▸ **Given task**: Omit every picture and return the rest of the data unaltered.

▸ **Entries supplied**:
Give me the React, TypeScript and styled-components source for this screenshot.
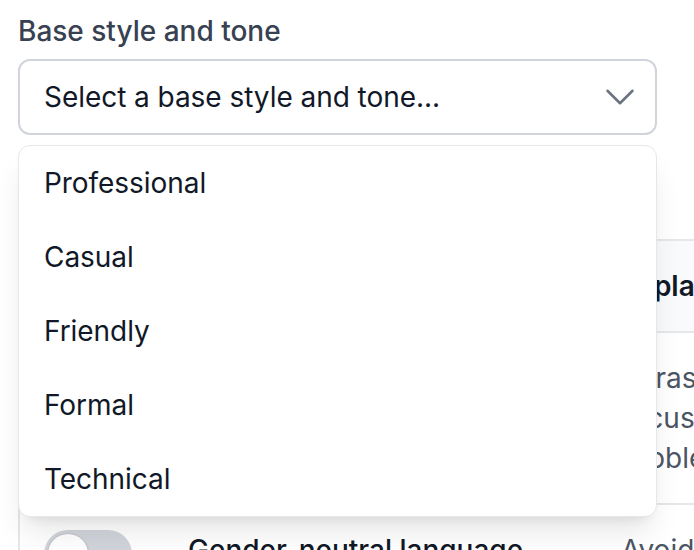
import React from "react";
import styled, { createGlobalStyle } from "styled-components";

const GlobalStyle = createGlobalStyle`
  * { box-sizing: border-box; }
  html, body {
    margin: 0;
    background: #ffffff;
    overflow: hidden;
    font-family: Inter, "Noto Sans", "Liberation Sans", sans-serif;
    -webkit-font-smoothing: antialiased;
  }
`;

const Page = styled.div`
  padding: 11px 0 0 18px;
  width: 1600px;
`;

const Field = styled.div`
  width: 639px;
`;

const Label = styled.label`
  display: block;
  font-size: 28px;
  line-height: 40px;
  font-weight: 500;
  color: #374151;
  margin-bottom: 8px;
`;

const SelectWrap = styled.div`
  position: relative;
`;

const Trigger = styled.button`
  width: 100%;
  height: 76px;
  display: flex;
  align-items: center;
  justify-content: space-between;
  padding: 0 15px 0 24px;
  border: 2px solid #d1d5db;
  border-radius: 12px;
  background: #ffffff;
  font-family: inherit;
  font-size: 28px;
  line-height: 40px;
  letter-spacing: -0.05px;
  color: #111827;
  text-align: left;
  cursor: pointer;
`;

const Chevron = styled.svg`
  width: 40px;
  height: 40px;
  flex: none;
  color: #6b7280;
`;

const Menu = styled.ul`
  position: absolute;
  top: calc(100% + 10px);
  left: 0;
  right: 0;
  z-index: 10;
  margin: 0;
  padding: 0;
  list-style: none;
  background: #ffffff;
  border: 1px solid #e5e7eb;
  border-radius: 12px;
  box-shadow: 0 20px 30px -6px rgba(0, 0, 0, 0.1),
    0 8px 12px -8px rgba(0, 0, 0, 0.1);
  overflow: hidden;
`;

const Option = styled.li`
  height: 74px;
  display: flex;
  align-items: center;
  padding-left: 25px;
  font-size: 28px;
  line-height: 40px;
  letter-spacing: -0.05px;
  color: #111827;
  cursor: pointer;
`;

const RulesTable = styled.div`
  margin-top: 104px;
  width: 1500px;
  border: 2px solid #e5e7eb;
  border-radius: 12px;
  overflow: hidden;
  background: #ffffff;
  font-size: 28px;
  line-height: 40px;
`;

const Row = styled.div<{ $head?: boolean }>`
  display: grid;
  grid-template-columns: 144px 433px 1fr;
  background: ${(p) => (p.$head ? "#f9fafb" : "#ffffff")};
  border-bottom: 2px solid #e5e7eb;
`;

const HeadCell = styled.div`
  padding: 25px 24px;
  font-weight: 600;
  color: #111827;
`;

const Cell = styled.div`
  padding: 25px 24px;
`;

const RuleName = styled.div`
  font-weight: 500;
  color: #111827;
`;

const RuleText = styled.div`
  color: #4b5563;
  white-space: pre;
`;

const Explain = styled.div`
  color: #4b5563;
  white-space: pre;
`;

const Toggle = styled.span<{ $on?: boolean }>`
  position: relative;
  display: block;
  width: 88px;
  height: 48px;
  border-radius: 24px;
  background: ${(p) => (p.$on ? "#4f46e5" : "#d1d5db")};

  &::after {
    content: "";
    position: absolute;
    top: 4px;
    left: ${(p) => (p.$on ? "44px" : "4px")};
    width: 40px;
    height: 40px;
    border-radius: 50%;
    background: #ffffff;
    box-shadow: 0 1px 3px rgba(0, 0, 0, 0.2), 0 0 0 1px rgba(0, 0, 0, 0.04);
  }
`;

const tones = ["Professional", "Casual", "Friendly", "Formal", "Technical"];

export default function App() {
  return (
    <>
      <GlobalStyle />
      <Page>
        <Field>
          <Label htmlFor="tone">Base style and tone</Label>
          <SelectWrap>
            <Trigger id="tone" type="button" aria-haspopup="listbox" aria-expanded="true">
              <span>Select a base style and tone...</span>
              <Chevron viewBox="0 0 24 24" fill="none" stroke="currentColor" strokeWidth={1.5}>
                <path strokeLinecap="round" strokeLinejoin="round" d="m19.5 8.25-7.5 7.5-7.5-7.5" />
              </Chevron>
            </Trigger>
            <Menu role="listbox">
              {tones.map((t) => (
                <Option key={t} role="option">
                  {t}
                </Option>
              ))}
            </Menu>
          </SelectWrap>
        </Field>

        <RulesTable>
          <Row $head>
            <HeadCell>On</HeadCell>
            <HeadCell>Rule</HeadCell>
            <HeadCell>Explanation</HeadCell>
          </Row>
          <Row>
            <Cell>
              <Toggle $on />
            </Cell>
            <Cell>
              <RuleName>Positive language</RuleName>
              <RuleText>{"Frame feedback in terms\nof what can be done."}</RuleText>
            </Cell>
            <Cell>
              <Explain>
                {"Phrases feedback in a positive light,\nfocusing on what can be done, not on\nproblems or mistakes."}
              </Explain>
            </Cell>
          </Row>
          <Row>
            <Cell>
              <Toggle />
            </Cell>
            <Cell>
              <RuleName>Gender-neutral language</RuleName>
            </Cell>
            <Cell>
              <Explain>Avoids gendered terms and pronouns where possible.</Explain>
            </Cell>
          </Row>
        </RulesTable>
      </Page>
    </>
  );
}
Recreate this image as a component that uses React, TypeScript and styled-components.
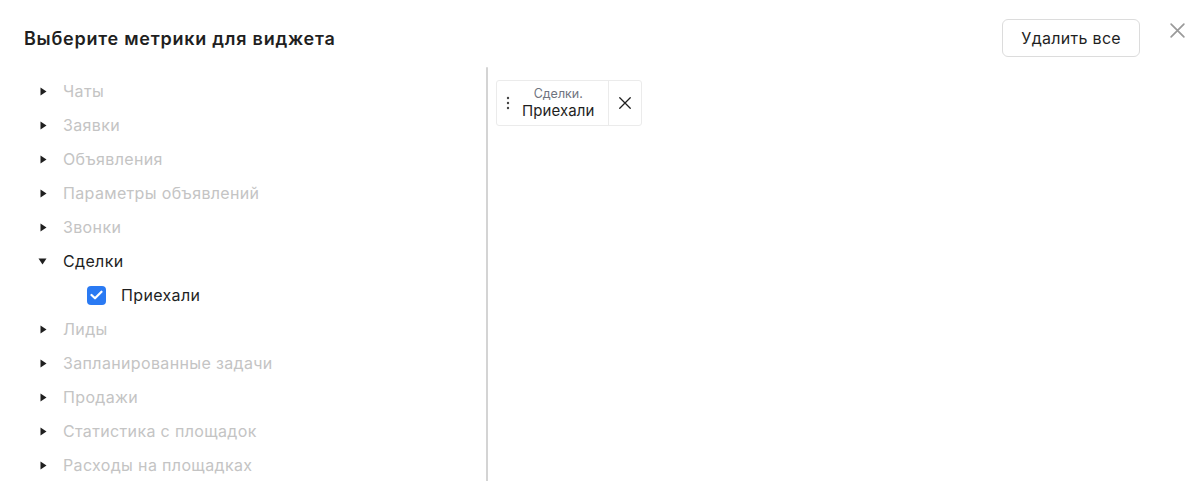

▸ **Reply**:
Give me the React, TypeScript and styled-components source for this screenshot.
import React from "react";
import styled, { createGlobalStyle } from "styled-components";

const GlobalStyle = createGlobalStyle`
  * { box-sizing: border-box; }
  html, body {
    margin: 0;
    background: #ffffff;
    overflow: hidden;
    font-family: Inter, "Noto Sans", "Liberation Sans", sans-serif;
    -webkit-font-smoothing: antialiased;
  }
`;

const Page = styled.div`
  padding: 11px 0 0 18px;
  width: 1600px;
`;

const Field = styled.div`
  width: 639px;
`;

const Label = styled.label`
  display: block;
  font-size: 28px;
  line-height: 40px;
  font-weight: 500;
  color: #374151;
  margin-bottom: 8px;
`;

const SelectWrap = styled.div`
  position: relative;
`;

const Trigger = styled.button`
  width: 100%;
  height: 76px;
  display: flex;
  align-items: center;
  justify-content: space-between;
  padding: 0 15px 0 24px;
  border: 2px solid #d1d5db;
  border-radius: 12px;
  background: #ffffff;
  font-family: inherit;
  font-size: 28px;
  line-height: 40px;
  letter-spacing: -0.05px;
  color: #111827;
  text-align: left;
  cursor: pointer;
`;

const Chevron = styled.svg`
  width: 40px;
  height: 40px;
  flex: none;
  color: #6b7280;
`;

const Menu = styled.ul`
  position: absolute;
  top: calc(100% + 10px);
  left: 0;
  right: 0;
  z-index: 10;
  margin: 0;
  padding: 0;
  list-style: none;
  background: #ffffff;
  border: 1px solid #e5e7eb;
  border-radius: 12px;
  box-shadow: 0 20px 30px -6px rgba(0, 0, 0, 0.1),
    0 8px 12px -8px rgba(0, 0, 0, 0.1);
  overflow: hidden;
`;

const Option = styled.li`
  height: 74px;
  display: flex;
  align-items: center;
  padding-left: 25px;
  font-size: 28px;
  line-height: 40px;
  letter-spacing: -0.05px;
  color: #111827;
  cursor: pointer;
`;

const RulesTable = styled.div`
  margin-top: 104px;
  width: 1500px;
  border: 2px solid #e5e7eb;
  border-radius: 12px;
  overflow: hidden;
  background: #ffffff;
  font-size: 28px;
  line-height: 40px;
`;

const Row = styled.div<{ $head?: boolean }>`
  display: grid;
  grid-template-columns: 144px 433px 1fr;
  background: ${(p) => (p.$head ? "#f9fafb" : "#ffffff")};
  border-bottom: 2px solid #e5e7eb;
`;

const HeadCell = styled.div`
  padding: 25px 24px;
  font-weight: 600;
  color: #111827;
`;

const Cell = styled.div`
  padding: 25px 24px;
`;

const RuleName = styled.div`
  font-weight: 500;
  color: #111827;
`;

const RuleText = styled.div`
  color: #4b5563;
  white-space: pre;
`;

const Explain = styled.div`
  color: #4b5563;
  white-space: pre;
`;

const Toggle = styled.span<{ $on?: boolean }>`
  position: relative;
  display: block;
  width: 88px;
  height: 48px;
  border-radius: 24px;
  background: ${(p) => (p.$on ? "#4f46e5" : "#d1d5db")};

  &::after {
    content: "";
    position: absolute;
    top: 4px;
    left: ${(p) => (p.$on ? "44px" : "4px")};
    width: 40px;
    height: 40px;
    border-radius: 50%;
    background: #ffffff;
    box-shadow: 0 1px 3px rgba(0, 0, 0, 0.2), 0 0 0 1px rgba(0, 0, 0, 0.04);
  }
`;

const tones = ["Professional", "Casual", "Friendly", "Formal", "Technical"];

export default function App() {
  return (
    <>
      <GlobalStyle />
      <Page>
        <Field>
          <Label htmlFor="tone">Base style and tone</Label>
          <SelectWrap>
            <Trigger id="tone" type="button" aria-haspopup="listbox" aria-expanded="true">
              <span>Select a base style and tone...</span>
              <Chevron viewBox="0 0 24 24" fill="none" stroke="currentColor" strokeWidth={1.5}>
                <path strokeLinecap="round" strokeLinejoin="round" d="m19.5 8.25-7.5 7.5-7.5-7.5" />
              </Chevron>
            </Trigger>
            <Menu role="listbox">
              {tones.map((t) => (
                <Option key={t} role="option">
                  {t}
                </Option>
              ))}
            </Menu>
          </SelectWrap>
        </Field>

        <RulesTable>
          <Row $head>
            <HeadCell>On</HeadCell>
            <HeadCell>Rule</HeadCell>
            <HeadCell>Explanation</HeadCell>
          </Row>
          <Row>
            <Cell>
              <Toggle $on />
            </Cell>
            <Cell>
              <RuleName>Positive language</RuleName>
              <RuleText>{"Frame feedback in terms\nof what can be done."}</RuleText>
            </Cell>
            <Cell>
              <Explain>
                {"Phrases feedback in a positive light,\nfocusing on what can be done, not on\nproblems or mistakes."}
              </Explain>
            </Cell>
          </Row>
          <Row>
            <Cell>
              <Toggle />
            </Cell>
            <Cell>
              <RuleName>Gender-neutral language</RuleName>
            </Cell>
            <Cell>
              <Explain>Avoids gendered terms and pronouns where possible.</Explain>
            </Cell>
          </Row>
        </RulesTable>
      </Page>
    </>
  );
}
Recreate this image as a component that uses React, TypeScript and styled-components.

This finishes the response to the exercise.